[INFORMATION PROVIDED]
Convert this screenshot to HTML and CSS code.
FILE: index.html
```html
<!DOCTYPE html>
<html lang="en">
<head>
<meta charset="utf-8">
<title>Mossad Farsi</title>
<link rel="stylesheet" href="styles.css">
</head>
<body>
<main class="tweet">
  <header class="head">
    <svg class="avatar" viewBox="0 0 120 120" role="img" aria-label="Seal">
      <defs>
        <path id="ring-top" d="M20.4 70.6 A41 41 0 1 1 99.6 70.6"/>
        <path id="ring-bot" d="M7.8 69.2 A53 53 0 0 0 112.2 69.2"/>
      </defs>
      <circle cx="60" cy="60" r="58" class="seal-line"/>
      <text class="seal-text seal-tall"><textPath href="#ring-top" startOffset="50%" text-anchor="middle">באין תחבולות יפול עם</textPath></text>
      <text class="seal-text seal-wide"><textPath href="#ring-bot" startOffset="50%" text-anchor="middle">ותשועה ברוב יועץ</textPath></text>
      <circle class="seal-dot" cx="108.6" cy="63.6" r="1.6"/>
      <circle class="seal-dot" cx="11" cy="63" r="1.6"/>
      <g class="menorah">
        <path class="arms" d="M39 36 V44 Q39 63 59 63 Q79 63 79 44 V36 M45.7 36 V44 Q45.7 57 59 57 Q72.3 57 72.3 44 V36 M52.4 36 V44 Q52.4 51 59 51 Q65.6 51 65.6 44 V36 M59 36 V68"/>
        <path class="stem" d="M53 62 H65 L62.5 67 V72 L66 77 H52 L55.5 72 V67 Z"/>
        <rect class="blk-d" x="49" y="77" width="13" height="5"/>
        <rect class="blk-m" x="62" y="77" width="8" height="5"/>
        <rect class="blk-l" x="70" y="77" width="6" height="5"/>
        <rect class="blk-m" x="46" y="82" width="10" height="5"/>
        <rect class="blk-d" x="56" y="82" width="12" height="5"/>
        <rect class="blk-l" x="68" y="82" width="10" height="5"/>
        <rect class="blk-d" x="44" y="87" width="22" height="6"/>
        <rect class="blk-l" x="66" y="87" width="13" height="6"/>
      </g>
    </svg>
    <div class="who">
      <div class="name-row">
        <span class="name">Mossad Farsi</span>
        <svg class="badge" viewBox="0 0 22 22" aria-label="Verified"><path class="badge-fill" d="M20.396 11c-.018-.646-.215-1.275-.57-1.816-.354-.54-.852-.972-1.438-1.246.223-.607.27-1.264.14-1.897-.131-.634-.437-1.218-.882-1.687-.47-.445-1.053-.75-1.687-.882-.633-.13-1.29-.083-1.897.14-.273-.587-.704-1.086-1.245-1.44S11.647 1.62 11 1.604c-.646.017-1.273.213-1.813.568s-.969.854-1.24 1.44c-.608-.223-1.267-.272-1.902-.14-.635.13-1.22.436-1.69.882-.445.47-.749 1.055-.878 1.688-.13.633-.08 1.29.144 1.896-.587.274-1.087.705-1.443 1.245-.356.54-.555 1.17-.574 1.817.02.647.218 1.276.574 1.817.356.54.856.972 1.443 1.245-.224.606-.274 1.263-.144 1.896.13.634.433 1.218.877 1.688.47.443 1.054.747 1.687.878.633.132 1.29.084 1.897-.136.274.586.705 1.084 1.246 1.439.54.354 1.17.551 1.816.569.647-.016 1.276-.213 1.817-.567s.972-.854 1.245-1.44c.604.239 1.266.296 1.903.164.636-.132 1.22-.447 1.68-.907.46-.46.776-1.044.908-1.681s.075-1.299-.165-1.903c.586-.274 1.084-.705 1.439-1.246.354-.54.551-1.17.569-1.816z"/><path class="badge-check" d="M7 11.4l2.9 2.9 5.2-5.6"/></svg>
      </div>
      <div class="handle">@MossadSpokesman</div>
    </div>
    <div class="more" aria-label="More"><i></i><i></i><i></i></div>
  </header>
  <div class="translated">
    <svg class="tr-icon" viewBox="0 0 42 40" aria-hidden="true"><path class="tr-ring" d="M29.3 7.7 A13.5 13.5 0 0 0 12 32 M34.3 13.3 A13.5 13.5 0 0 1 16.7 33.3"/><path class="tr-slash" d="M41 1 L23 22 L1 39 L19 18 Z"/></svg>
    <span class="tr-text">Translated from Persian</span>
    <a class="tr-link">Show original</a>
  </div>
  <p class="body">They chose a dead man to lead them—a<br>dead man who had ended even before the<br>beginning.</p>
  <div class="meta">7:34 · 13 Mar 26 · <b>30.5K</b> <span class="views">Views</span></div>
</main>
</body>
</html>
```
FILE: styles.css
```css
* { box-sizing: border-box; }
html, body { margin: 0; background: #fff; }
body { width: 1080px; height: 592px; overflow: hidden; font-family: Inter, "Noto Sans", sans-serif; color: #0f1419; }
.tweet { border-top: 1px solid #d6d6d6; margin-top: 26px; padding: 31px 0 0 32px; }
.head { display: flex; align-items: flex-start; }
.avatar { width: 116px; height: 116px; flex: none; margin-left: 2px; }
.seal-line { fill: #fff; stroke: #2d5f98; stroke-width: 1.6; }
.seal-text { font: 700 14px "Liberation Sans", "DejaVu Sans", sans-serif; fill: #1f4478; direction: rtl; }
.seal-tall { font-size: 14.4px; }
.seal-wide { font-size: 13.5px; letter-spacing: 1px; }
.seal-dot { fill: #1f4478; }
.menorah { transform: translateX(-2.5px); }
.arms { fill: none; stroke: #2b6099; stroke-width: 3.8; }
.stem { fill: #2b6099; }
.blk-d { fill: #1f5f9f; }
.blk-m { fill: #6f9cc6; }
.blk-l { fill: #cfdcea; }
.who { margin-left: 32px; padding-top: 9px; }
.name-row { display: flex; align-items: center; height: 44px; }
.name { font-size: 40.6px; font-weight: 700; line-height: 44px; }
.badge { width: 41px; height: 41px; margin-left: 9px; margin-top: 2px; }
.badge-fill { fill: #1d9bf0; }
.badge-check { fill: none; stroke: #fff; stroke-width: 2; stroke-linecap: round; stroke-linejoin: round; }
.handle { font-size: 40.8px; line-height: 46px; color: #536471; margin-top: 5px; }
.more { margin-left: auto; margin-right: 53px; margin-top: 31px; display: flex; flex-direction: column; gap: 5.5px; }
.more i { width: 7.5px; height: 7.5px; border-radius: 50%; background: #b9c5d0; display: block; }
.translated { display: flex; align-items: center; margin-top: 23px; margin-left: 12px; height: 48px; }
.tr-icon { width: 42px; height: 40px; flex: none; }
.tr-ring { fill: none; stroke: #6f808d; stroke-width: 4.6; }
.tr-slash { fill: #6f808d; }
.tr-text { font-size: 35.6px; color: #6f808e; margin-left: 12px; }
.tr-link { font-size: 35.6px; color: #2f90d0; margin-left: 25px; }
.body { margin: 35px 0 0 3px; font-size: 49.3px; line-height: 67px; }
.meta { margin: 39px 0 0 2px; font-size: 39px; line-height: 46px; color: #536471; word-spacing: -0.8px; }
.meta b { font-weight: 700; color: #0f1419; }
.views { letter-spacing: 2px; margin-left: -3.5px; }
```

[TASK OBJECTIVE]
Transcribe the whole listing exactly.

[TASK OUTPUT]
Convert this screenshot to HTML and CSS code.
FILE: index.html
```html
<!DOCTYPE html>
<html lang="en">
<head>
<meta charset="utf-8">
<title>Mossad Farsi</title>
<link rel="stylesheet" href="styles.css">
</head>
<body>
<main class="tweet">
  <header class="head">
    <svg class="avatar" viewBox="0 0 120 120" role="img" aria-label="Seal">
      <defs>
        <path id="ring-top" d="M20.4 70.6 A41 41 0 1 1 99.6 70.6"/>
        <path id="ring-bot" d="M7.8 69.2 A53 53 0 0 0 112.2 69.2"/>
      </defs>
      <circle cx="60" cy="60" r="58" class="seal-line"/>
      <text class="seal-text seal-tall"><textPath href="#ring-top" startOffset="50%" text-anchor="middle">באין תחבולות יפול עם</textPath></text>
      <text class="seal-text seal-wide"><textPath href="#ring-bot" startOffset="50%" text-anchor="middle">ותשועה ברוב יועץ</textPath></text>
      <circle class="seal-dot" cx="108.6" cy="63.6" r="1.6"/>
      <circle class="seal-dot" cx="11" cy="63" r="1.6"/>
      <g class="menorah">
        <path class="arms" d="M39 36 V44 Q39 63 59 63 Q79 63 79 44 V36 M45.7 36 V44 Q45.7 57 59 57 Q72.3 57 72.3 44 V36 M52.4 36 V44 Q52.4 51 59 51 Q65.6 51 65.6 44 V36 M59 36 V68"/>
        <path class="stem" d="M53 62 H65 L62.5 67 V72 L66 77 H52 L55.5 72 V67 Z"/>
        <rect class="blk-d" x="49" y="77" width="13" height="5"/>
        <rect class="blk-m" x="62" y="77" width="8" height="5"/>
        <rect class="blk-l" x="70" y="77" width="6" height="5"/>
        <rect class="blk-m" x="46" y="82" width="10" height="5"/>
        <rect class="blk-d" x="56" y="82" width="12" height="5"/>
        <rect class="blk-l" x="68" y="82" width="10" height="5"/>
        <rect class="blk-d" x="44" y="87" width="22" height="6"/>
        <rect class="blk-l" x="66" y="87" width="13" height="6"/>
      </g>
    </svg>
    <div class="who">
      <div class="name-row">
        <span class="name">Mossad Farsi</span>
        <svg class="badge" viewBox="0 0 22 22" aria-label="Verified"><path class="badge-fill" d="M20.396 11c-.018-.646-.215-1.275-.57-1.816-.354-.54-.852-.972-1.438-1.246.223-.607.27-1.264.14-1.897-.131-.634-.437-1.218-.882-1.687-.47-.445-1.053-.75-1.687-.882-.633-.13-1.29-.083-1.897.14-.273-.587-.704-1.086-1.245-1.44S11.647 1.62 11 1.604c-.646.017-1.273.213-1.813.568s-.969.854-1.24 1.44c-.608-.223-1.267-.272-1.902-.14-.635.13-1.22.436-1.69.882-.445.47-.749 1.055-.878 1.688-.13.633-.08 1.29.144 1.896-.587.274-1.087.705-1.443 1.245-.356.54-.555 1.17-.574 1.817.02.647.218 1.276.574 1.817.356.54.856.972 1.443 1.245-.224.606-.274 1.263-.144 1.896.13.634.433 1.218.877 1.688.47.443 1.054.747 1.687.878.633.132 1.29.084 1.897-.136.274.586.705 1.084 1.246 1.439.54.354 1.17.551 1.816.569.647-.016 1.276-.213 1.817-.567s.972-.854 1.245-1.44c.604.239 1.266.296 1.903.164.636-.132 1.22-.447 1.68-.907.46-.46.776-1.044.908-1.681s.075-1.299-.165-1.903c.586-.274 1.084-.705 1.439-1.246.354-.54.551-1.17.569-1.816z"/><path class="badge-check" d="M7 11.4l2.9 2.9 5.2-5.6"/></svg>
      </div>
      <div class="handle">@MossadSpokesman</div>
    </div>
    <div class="more" aria-label="More"><i></i><i></i><i></i></div>
  </header>
  <div class="translated">
    <svg class="tr-icon" viewBox="0 0 42 40" aria-hidden="true"><path class="tr-ring" d="M29.3 7.7 A13.5 13.5 0 0 0 12 32 M34.3 13.3 A13.5 13.5 0 0 1 16.7 33.3"/><path class="tr-slash" d="M41 1 L23 22 L1 39 L19 18 Z"/></svg>
    <span class="tr-text">Translated from Persian</span>
    <a class="tr-link">Show original</a>
  </div>
  <p class="body">They chose a dead man to lead them—a<br>dead man who had ended even before the<br>beginning.</p>
  <div class="meta">7:34 · 13 Mar 26 · <b>30.5K</b> <span class="views">Views</span></div>
</main>
</body>
</html>
```
FILE: styles.css
```css
* { box-sizing: border-box; }
html, body { margin: 0; background: #fff; }
body { width: 1080px; height: 592px; overflow: hidden; font-family: Inter, "Noto Sans", sans-serif; color: #0f1419; }
.tweet { border-top: 1px solid #d6d6d6; margin-top: 26px; padding: 31px 0 0 32px; }
.head { display: flex; align-items: flex-start; }
.avatar { width: 116px; height: 116px; flex: none; margin-left: 2px; }
.seal-line { fill: #fff; stroke: #2d5f98; stroke-width: 1.6; }
.seal-text { font: 700 14px "Liberation Sans", "DejaVu Sans", sans-serif; fill: #1f4478; direction: rtl; }
.seal-tall { font-size: 14.4px; }
.seal-wide { font-size: 13.5px; letter-spacing: 1px; }
.seal-dot { fill: #1f4478; }
.menorah { transform: translateX(-2.5px); }
.arms { fill: none; stroke: #2b6099; stroke-width: 3.8; }
.stem { fill: #2b6099; }
.blk-d { fill: #1f5f9f; }
.blk-m { fill: #6f9cc6; }
.blk-l { fill: #cfdcea; }
.who { margin-left: 32px; padding-top: 9px; }
.name-row { display: flex; align-items: center; height: 44px; }
.name { font-size: 40.6px; font-weight: 700; line-height: 44px; }
.badge { width: 41px; height: 41px; margin-left: 9px; margin-top: 2px; }
.badge-fill { fill: #1d9bf0; }
.badge-check { fill: none; stroke: #fff; stroke-width: 2; stroke-linecap: round; stroke-linejoin: round; }
.handle { font-size: 40.8px; line-height: 46px; color: #536471; margin-top: 5px; }
.more { margin-left: auto; margin-right: 53px; margin-top: 31px; display: flex; flex-direction: column; gap: 5.5px; }
.more i { width: 7.5px; height: 7.5px; border-radius: 50%; background: #b9c5d0; display: block; }
.translated { display: flex; align-items: center; margin-top: 23px; margin-left: 12px; height: 48px; }
.tr-icon { width: 42px; height: 40px; flex: none; }
.tr-ring { fill: none; stroke: #6f808d; stroke-width: 4.6; }
.tr-slash { fill: #6f808d; }
.tr-text { font-size: 35.6px; color: #6f808e; margin-left: 12px; }
.tr-link { font-size: 35.6px; color: #2f90d0; margin-left: 25px; }
.body { margin: 35px 0 0 3px; font-size: 49.3px; line-height: 67px; }
.meta { margin: 39px 0 0 2px; font-size: 39px; line-height: 46px; color: #536471; word-spacing: -0.8px; }
.meta b { font-weight: 700; color: #0f1419; }
.views { letter-spacing: 2px; margin-left: -3.5px; }
```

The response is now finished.